9 September 1828 Tula Governorate, Russian Empire
20 November 1910 Ryazan Governorate, Russian Empire
Tolstoy is today best known for War and Peace (1869) and Anna Karenina (1877). These works are widely seen as pinnacles of realist fiction. He first achieved literary acclaim in his twenties with his semi-autobiographical trilogy, Childhood, Boyhood, and Youth (1852–1856), and Sevastopol Sketches (1855), based upon his experiences in the Crimean War. Tolstoy’s fiction includes dozens of short stories and several novellas including The Death of Ivan Ilyich (1886), Family Happiness (1859), and Hadji Murad (1912). He also wrote plays and numerous philosophical essays.
At some point in the late 1870s he experienced a self-described “profound moral crisis,” followed by what he regarded as an “equally profound spiritual awakening.” This is documented in his non-fiction work A Confession (1882). His literal interpretation of the ethical teachings of Jesus, centering on the Sermon on the Mount, caused him to become a fervent Christian anarchist and pacifist. Interestingly, his thoughts on nonviolent resistance, expressed in such works as The Kingdom of God Is Within You (1894), had a profound impact on such pivotal 20th c. figures such as Mahatma Gandhi and Martin Luther King Jr.
Tolstoy’s contemporaries paid him lofty tributes. Fyodor Dostoyevsky admired and was delighted by Tolstoy’s novels (and, conversely, Tolstoy also admired Dostoyevsky’s work). Gustave Flaubert, on reading a translation of War and Peace, exclaimed, “What an artist and what a psychologist!”
The 19th-century British poet and critic Matthew Arnold opined that “A novel by Tolstoy is not a work of art but a piece of life.”

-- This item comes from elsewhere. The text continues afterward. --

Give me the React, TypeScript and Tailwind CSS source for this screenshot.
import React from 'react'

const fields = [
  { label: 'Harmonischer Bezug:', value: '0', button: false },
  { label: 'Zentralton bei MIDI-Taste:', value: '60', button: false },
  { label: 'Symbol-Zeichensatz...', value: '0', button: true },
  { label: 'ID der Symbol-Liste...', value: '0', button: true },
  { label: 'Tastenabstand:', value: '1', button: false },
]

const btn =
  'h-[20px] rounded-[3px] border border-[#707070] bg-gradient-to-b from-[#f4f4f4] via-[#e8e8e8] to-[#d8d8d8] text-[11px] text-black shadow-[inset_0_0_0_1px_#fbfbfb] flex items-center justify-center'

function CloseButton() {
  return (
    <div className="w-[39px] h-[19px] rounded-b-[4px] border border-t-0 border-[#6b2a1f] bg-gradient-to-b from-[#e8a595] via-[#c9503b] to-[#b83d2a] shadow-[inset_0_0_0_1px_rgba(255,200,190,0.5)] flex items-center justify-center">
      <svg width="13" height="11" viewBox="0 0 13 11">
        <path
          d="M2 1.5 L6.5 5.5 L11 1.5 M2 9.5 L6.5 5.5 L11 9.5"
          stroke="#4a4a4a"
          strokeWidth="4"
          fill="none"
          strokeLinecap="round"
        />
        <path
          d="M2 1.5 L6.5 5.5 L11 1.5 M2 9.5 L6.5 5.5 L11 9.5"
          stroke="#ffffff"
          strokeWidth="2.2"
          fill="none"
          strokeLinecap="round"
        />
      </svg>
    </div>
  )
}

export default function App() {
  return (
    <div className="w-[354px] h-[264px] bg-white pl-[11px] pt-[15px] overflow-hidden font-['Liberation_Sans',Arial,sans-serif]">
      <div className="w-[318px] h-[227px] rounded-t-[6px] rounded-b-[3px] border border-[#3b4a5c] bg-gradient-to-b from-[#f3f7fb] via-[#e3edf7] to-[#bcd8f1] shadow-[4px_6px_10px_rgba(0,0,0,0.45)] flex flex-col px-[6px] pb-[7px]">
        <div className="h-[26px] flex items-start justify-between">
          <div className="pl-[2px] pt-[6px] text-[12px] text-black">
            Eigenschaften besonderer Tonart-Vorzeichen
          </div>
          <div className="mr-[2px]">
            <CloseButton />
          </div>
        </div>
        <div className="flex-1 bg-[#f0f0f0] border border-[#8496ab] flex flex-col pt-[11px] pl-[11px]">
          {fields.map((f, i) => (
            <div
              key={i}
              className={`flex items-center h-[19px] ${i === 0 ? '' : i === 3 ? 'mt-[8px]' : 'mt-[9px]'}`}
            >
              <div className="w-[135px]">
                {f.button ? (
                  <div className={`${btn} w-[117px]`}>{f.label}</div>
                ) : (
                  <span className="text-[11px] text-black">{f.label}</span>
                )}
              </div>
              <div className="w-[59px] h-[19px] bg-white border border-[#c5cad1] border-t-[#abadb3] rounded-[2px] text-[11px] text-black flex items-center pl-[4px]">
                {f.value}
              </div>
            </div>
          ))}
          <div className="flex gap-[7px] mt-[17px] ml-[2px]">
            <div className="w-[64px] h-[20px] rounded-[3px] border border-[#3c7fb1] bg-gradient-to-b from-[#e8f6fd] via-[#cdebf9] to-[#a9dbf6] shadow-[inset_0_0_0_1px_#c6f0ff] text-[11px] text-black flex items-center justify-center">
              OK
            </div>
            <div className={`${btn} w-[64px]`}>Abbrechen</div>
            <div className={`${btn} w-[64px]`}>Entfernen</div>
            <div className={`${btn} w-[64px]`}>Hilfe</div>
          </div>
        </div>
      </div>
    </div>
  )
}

Virginia Woolf declared him “the greatest of all novelists.” James Joyce noted that “He is never dull, never stupid, never tired, never pedantic, never theatrical!” Thomas Mann wrote of Tolstoy’s seemingly guileless artistry: “Seldom did art work so much like nature.”
Vladimir Nabokov heaped superlatives upon The Death of Ivan Ilyich and Anna Karenina; he questioned, however, the reputation of War and Peace, and sharply criticized Resurrection and The Kreutzer Sonata.
The two most powerful warriors are patience and time.
Music is the shorthand of emotion.
It is amazing how complete is the delusion that beauty is goodness.
Nietzsche was stupid and abnormal.
We can know only that we know nothing. And that is the highest degree of human wisdom.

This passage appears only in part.